__Short problem__. Answer with a single number: the count of lines that include the string "index".

__Collected material__.
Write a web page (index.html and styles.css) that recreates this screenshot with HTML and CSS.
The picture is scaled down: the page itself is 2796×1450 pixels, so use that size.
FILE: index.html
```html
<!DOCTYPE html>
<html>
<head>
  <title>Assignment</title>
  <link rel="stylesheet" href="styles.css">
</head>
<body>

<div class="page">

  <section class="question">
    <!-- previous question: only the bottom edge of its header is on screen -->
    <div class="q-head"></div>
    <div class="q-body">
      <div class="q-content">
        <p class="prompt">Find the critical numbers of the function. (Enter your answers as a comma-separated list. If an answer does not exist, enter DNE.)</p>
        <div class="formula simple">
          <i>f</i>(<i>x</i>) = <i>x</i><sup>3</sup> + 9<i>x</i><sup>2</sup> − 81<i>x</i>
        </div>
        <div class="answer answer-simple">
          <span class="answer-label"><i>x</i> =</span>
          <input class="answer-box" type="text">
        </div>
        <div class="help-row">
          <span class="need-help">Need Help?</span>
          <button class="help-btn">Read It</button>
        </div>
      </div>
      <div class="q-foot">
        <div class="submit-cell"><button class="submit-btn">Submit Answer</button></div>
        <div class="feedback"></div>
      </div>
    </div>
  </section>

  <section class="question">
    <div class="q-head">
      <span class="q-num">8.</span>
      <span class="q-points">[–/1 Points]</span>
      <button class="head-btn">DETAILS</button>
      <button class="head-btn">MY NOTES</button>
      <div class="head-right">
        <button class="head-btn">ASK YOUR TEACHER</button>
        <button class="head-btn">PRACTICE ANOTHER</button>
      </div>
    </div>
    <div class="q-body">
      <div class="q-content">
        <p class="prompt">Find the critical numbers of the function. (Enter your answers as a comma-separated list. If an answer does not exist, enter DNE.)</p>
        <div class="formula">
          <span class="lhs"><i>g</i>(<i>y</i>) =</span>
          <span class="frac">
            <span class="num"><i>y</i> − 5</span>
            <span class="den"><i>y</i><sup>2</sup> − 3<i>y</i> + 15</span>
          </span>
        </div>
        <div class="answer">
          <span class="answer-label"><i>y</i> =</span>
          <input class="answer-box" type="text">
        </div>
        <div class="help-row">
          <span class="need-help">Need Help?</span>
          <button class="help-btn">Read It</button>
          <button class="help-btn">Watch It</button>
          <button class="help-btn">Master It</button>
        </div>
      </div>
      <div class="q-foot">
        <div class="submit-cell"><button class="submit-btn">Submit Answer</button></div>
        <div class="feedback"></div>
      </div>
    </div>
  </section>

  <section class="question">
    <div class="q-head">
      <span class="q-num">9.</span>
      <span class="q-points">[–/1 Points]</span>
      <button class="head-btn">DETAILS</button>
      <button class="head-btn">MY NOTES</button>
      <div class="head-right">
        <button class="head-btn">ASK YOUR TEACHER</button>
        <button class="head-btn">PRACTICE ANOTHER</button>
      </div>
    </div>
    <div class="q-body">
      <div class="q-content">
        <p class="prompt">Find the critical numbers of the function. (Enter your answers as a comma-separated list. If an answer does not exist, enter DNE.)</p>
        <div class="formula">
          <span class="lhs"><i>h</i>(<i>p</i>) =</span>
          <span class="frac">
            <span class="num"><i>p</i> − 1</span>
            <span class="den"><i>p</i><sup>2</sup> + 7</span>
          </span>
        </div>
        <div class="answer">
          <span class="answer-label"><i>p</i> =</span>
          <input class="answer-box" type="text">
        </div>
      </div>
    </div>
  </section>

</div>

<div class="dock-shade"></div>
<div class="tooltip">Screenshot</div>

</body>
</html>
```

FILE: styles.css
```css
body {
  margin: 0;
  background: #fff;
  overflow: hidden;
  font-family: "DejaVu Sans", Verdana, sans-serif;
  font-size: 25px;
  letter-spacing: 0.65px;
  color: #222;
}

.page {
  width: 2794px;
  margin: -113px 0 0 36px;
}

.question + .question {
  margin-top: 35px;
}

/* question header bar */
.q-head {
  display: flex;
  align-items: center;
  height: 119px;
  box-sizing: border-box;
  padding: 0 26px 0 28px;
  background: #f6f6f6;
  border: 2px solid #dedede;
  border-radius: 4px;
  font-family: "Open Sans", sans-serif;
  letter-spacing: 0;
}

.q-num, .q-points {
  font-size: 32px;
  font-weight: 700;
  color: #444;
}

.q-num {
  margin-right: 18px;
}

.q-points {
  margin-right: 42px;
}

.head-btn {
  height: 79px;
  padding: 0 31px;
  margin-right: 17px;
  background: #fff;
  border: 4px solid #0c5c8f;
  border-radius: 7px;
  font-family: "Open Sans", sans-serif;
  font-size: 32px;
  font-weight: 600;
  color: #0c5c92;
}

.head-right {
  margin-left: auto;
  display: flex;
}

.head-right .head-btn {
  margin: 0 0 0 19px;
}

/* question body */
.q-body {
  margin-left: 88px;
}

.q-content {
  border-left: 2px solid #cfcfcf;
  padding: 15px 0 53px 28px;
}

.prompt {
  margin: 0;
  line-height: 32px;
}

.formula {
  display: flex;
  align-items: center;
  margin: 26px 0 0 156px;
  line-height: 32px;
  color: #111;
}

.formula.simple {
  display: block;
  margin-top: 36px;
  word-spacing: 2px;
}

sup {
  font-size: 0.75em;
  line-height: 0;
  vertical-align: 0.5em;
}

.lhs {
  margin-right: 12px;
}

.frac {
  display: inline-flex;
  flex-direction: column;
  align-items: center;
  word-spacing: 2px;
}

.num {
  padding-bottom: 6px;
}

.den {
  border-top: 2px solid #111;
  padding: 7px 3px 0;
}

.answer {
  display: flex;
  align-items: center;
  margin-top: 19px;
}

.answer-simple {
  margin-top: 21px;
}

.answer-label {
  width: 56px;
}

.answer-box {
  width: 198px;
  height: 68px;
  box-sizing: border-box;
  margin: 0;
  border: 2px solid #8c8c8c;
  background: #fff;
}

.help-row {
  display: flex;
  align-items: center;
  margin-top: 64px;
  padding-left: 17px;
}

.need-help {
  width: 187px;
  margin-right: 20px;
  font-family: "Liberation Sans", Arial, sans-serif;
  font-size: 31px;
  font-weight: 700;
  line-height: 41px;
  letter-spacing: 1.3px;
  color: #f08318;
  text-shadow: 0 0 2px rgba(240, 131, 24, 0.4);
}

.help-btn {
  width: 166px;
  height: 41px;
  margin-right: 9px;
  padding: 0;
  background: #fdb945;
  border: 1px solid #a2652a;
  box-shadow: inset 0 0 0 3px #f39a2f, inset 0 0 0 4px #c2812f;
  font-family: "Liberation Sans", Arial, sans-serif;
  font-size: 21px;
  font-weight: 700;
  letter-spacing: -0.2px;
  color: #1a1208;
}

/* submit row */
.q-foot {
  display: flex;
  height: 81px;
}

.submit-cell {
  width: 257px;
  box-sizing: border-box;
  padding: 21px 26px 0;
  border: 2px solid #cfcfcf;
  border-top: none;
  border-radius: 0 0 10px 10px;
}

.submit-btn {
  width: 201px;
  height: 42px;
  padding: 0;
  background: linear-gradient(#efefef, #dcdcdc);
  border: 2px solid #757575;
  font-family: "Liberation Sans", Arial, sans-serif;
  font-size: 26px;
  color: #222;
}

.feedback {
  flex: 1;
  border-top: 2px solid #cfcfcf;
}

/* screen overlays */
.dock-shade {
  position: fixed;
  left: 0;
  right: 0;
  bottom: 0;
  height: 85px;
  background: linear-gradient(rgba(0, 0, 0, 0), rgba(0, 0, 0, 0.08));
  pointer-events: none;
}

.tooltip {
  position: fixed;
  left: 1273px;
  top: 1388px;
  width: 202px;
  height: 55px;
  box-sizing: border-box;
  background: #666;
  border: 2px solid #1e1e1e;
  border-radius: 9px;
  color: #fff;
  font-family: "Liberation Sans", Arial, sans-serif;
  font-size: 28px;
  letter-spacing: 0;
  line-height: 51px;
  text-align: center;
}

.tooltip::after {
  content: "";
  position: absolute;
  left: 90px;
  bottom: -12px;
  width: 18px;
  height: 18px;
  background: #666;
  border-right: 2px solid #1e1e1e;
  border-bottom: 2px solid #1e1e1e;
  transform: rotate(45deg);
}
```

__Task result__. 2